The Grecescu Church (Biserica Grecescu) is a Romanian Orthodox church located at 2 Decebal Street in Drobeta-Turnu Severin, Romania. It is dedicated to Saint John the Baptist.

The ktetors were a boyar couple, Ioan Stoian Grecescu and his wife Ioana. In 1863, Ioan asked to build a church in the city center, but delays by the authorities angered him, prompting him to build a hospital with the materials he had purchased. Grecescu did not abandon the idea of a church, purchasing a plot of land near the hospital, overlooking the Danube. Further delays caused local residents to protest. Moreover, in 1867, Prince Carol I was on a visit to the city. He met Grecescu and, through the effort of his traveling companion Carol Davila, quickly arranged for plans to be drawn up in the capital Bucharest by the city architect.

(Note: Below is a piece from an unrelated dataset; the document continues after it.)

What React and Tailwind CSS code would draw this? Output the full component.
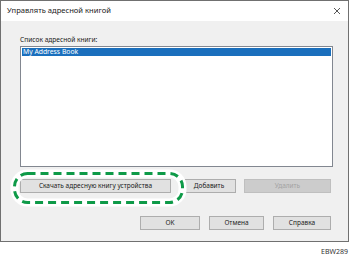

The cornerstone was laid on 10 May 1868, the second anniversary of Carol’s accession to the throne. It was modeled after the Curtea de Argeș Cathedral, with two small spires in front, and fitting into the classic style of old Romanian monasteries. The building is solid brick. Construction proceeded rapidly, with Carol inspecting progress in spring 1869. Gheorghe Tattarescu painted the interior in 1872; he was paid 1,000 florins by another couple. Grecescu died in 1875, when the church was nearly finished. It was consecrated the following year.

In 1884, the church was named the city cathedral. For some time, its maintenance was paid out of Grecescu’s will, and then by the parish once his funds were exhausted. The brass roof was removed by the occupying German Army in 1917, during World War I, and replaced in 1920. The roof and walls suffered damage during the Allied bombing of 1944, and further repairs were carried out after the 1977 earthquake.

The church is listed as a historic monument by Romania's Ministry of Culture and Religious Affairs, which gives a completion date of 1873.